The debt agreement will be recorded on their credit reference file for up to seven years and will definitely prevent them from accessing almost all forms of credit for at least that length of time.
The ad also doesn’t mention that a debt agreement costs money which is added to your liabilities.
Of course, it also fails to explain that any consumer has the right to negotiate with their creditors directly if they are unable to meet all their repayments.
Nevertheless, the number of debt stressed consumers starting debt agreements is growing rapidly. In the last three months of 2007, 451 new agreements were started in Victoria, a rise of 14.46 per cent over the same period one year ago.

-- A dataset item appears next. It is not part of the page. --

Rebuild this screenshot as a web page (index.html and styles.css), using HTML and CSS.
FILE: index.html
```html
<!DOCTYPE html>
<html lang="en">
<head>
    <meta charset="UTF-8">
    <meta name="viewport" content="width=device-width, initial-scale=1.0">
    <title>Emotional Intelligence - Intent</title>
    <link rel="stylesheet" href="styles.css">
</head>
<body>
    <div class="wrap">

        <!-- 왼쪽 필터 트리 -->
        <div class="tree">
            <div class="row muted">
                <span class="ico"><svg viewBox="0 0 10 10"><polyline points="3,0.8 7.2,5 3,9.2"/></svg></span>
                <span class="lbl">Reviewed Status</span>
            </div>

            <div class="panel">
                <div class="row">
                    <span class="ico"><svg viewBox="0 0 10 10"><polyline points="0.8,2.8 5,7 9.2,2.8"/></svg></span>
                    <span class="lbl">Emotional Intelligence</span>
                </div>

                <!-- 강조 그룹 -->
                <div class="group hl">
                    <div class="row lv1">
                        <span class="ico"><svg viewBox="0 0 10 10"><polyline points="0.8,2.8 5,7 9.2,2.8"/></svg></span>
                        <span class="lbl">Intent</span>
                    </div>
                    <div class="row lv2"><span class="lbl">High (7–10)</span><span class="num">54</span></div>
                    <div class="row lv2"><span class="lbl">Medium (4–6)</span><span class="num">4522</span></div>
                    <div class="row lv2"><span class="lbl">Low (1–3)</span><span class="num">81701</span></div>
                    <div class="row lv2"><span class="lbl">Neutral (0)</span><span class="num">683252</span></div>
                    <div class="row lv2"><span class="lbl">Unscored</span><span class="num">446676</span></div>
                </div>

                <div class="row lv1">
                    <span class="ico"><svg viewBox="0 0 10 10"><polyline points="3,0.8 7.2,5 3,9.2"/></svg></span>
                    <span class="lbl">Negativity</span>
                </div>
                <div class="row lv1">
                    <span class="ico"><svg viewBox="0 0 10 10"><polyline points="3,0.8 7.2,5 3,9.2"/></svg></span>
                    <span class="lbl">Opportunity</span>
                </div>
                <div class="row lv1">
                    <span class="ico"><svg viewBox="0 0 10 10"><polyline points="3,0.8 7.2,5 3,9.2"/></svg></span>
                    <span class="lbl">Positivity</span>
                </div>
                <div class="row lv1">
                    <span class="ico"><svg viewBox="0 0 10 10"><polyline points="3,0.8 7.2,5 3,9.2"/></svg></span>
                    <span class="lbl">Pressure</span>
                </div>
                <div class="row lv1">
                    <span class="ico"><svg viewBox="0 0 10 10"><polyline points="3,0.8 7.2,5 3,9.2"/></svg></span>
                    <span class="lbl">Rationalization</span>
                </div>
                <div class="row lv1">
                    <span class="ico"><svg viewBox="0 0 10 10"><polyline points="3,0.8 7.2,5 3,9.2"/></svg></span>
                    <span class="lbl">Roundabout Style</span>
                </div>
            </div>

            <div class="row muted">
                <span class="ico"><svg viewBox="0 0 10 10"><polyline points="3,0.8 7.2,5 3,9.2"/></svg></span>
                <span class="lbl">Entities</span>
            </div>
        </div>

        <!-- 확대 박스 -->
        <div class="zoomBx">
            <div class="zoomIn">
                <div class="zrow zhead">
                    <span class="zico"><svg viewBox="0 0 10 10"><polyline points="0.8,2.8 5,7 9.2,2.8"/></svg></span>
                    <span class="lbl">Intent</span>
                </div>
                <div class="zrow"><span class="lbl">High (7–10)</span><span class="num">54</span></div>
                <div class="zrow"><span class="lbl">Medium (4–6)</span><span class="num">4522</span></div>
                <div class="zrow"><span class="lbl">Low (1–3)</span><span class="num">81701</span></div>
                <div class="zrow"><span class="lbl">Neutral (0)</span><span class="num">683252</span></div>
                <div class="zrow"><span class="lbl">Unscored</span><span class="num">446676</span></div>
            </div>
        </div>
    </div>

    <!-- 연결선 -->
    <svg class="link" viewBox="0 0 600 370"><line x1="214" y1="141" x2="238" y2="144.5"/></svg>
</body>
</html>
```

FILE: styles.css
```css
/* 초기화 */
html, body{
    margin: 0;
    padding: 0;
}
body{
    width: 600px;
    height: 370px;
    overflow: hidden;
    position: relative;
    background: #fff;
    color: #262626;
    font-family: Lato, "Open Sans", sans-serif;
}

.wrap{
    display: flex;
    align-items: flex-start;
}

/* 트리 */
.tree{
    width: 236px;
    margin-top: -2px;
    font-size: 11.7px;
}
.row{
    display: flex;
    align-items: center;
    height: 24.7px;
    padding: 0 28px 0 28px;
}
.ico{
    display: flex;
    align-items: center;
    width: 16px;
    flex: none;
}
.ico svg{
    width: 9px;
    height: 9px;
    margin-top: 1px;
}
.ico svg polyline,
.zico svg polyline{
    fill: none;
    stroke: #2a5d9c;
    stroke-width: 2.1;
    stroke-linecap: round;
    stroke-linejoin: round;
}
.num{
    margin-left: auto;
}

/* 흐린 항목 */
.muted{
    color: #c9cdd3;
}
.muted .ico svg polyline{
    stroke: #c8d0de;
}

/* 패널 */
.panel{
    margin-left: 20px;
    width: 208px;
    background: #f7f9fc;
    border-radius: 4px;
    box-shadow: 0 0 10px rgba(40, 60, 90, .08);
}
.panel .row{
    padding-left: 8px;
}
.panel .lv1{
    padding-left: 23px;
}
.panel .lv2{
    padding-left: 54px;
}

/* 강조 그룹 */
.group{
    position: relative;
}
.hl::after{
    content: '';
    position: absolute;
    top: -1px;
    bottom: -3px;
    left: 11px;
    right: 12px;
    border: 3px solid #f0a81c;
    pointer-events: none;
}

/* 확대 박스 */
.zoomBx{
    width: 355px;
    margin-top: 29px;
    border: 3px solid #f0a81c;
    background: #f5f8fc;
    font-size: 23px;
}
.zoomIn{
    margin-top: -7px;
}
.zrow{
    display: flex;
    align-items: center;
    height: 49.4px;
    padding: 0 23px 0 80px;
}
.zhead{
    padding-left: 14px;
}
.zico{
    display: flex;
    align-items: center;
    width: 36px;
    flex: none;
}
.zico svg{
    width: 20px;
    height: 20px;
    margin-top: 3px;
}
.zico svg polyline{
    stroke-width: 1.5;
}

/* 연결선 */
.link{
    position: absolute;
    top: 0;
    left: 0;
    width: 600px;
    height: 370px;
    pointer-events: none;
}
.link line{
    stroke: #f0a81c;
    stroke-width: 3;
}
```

Deborah Southon runs Australia’s largest specialist debt agency and says business is booming.
“Something really bad is going on,” she said.
“We have never had the volume of calls coming through as we have now.”
February is traditionally the peak period for bankruptcy activity, and the debt industry is preparing for another bumper year.
“Honestly, if this keeps up we are going to see a record number of debt agreements and refinance deals,” Ms Southon said.
Personal bankruptcies are also trending up, especially in Melbourne’s outer suburbs. There were 1165 non-business related bankruptcies in Victoria during the December quarter. That is up nine per cent on the previous year.
With discipline and planning, indebted consumers can overcome their post-Christmas financial blues.
Without discipline, you can look forward to appearing in next quarter’s insolvency statistics.